Your goal: Go through the material and write it all out exactly, minus the pictures.

Information shown:
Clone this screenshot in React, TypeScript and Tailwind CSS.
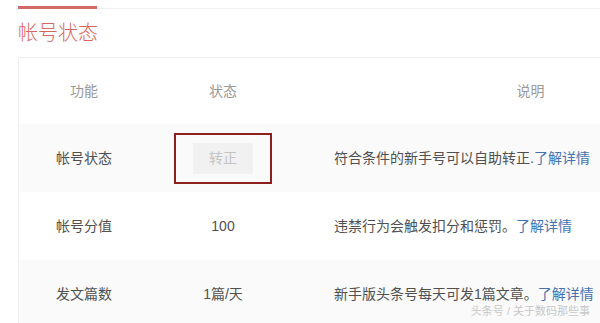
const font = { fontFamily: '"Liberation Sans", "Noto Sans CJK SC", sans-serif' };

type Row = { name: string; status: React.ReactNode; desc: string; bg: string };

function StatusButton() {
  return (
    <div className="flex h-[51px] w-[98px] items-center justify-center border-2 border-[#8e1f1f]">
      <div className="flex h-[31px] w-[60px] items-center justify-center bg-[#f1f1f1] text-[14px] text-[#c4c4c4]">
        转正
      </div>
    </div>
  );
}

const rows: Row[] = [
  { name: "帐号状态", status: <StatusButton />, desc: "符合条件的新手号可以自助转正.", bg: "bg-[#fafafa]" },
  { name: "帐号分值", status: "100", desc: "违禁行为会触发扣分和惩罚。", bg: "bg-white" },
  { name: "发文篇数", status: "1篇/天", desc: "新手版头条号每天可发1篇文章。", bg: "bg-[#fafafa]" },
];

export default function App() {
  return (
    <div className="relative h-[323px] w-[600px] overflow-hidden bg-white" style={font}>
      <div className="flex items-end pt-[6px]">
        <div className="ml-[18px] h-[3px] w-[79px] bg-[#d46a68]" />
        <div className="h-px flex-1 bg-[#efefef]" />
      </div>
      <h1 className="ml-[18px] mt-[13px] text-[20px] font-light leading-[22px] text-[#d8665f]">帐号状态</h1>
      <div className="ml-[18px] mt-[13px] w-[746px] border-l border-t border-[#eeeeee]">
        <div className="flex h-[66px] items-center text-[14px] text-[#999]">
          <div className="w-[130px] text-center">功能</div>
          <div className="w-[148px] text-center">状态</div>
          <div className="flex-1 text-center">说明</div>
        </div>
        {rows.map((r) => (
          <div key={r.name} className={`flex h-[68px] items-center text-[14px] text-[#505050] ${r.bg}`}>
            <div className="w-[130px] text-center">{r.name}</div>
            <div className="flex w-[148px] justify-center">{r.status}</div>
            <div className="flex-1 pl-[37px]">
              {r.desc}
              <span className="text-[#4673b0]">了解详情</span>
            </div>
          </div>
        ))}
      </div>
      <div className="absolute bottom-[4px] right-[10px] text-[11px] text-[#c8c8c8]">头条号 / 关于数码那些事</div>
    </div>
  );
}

Complete answer:
Clone this screenshot in React, TypeScript and Tailwind CSS.
const font = { fontFamily: '"Liberation Sans", "Noto Sans CJK SC", sans-serif' };

type Row = { name: string; status: React.ReactNode; desc: string; bg: string };

function StatusButton() {
  return (
    <div className="flex h-[51px] w-[98px] items-center justify-center border-2 border-[#8e1f1f]">
      <div className="flex h-[31px] w-[60px] items-center justify-center bg-[#f1f1f1] text-[14px] text-[#c4c4c4]">
        转正
      </div>
    </div>
  );
}

const rows: Row[] = [
  { name: "帐号状态", status: <StatusButton />, desc: "符合条件的新手号可以自助转正.", bg: "bg-[#fafafa]" },
  { name: "帐号分值", status: "100", desc: "违禁行为会触发扣分和惩罚。", bg: "bg-white" },
  { name: "发文篇数", status: "1篇/天", desc: "新手版头条号每天可发1篇文章。", bg: "bg-[#fafafa]" },
];

export default function App() {
  return (
    <div className="relative h-[323px] w-[600px] overflow-hidden bg-white" style={font}>
      <div className="flex items-end pt-[6px]">
        <div className="ml-[18px] h-[3px] w-[79px] bg-[#d46a68]" />
        <div className="h-px flex-1 bg-[#efefef]" />
      </div>
      <h1 className="ml-[18px] mt-[13px] text-[20px] font-light leading-[22px] text-[#d8665f]">帐号状态</h1>
      <div className="ml-[18px] mt-[13px] w-[746px] border-l border-t border-[#eeeeee]">
        <div className="flex h-[66px] items-center text-[14px] text-[#999]">
          <div className="w-[130px] text-center">功能</div>
          <div className="w-[148px] text-center">状态</div>
          <div className="flex-1 text-center">说明</div>
        </div>
        {rows.map((r) => (
          <div key={r.name} className={`flex h-[68px] items-center text-[14px] text-[#505050] ${r.bg}`}>
            <div className="w-[130px] text-center">{r.name}</div>
            <div className="flex w-[148px] justify-center">{r.status}</div>
            <div className="flex-1 pl-[37px]">
              {r.desc}
              <span className="text-[#4673b0]">了解详情</span>
            </div>
          </div>
        ))}
      </div>
      <div className="absolute bottom-[4px] right-[10px] text-[11px] text-[#c8c8c8]">头条号 / 关于数码那些事</div>
    </div>
  );
}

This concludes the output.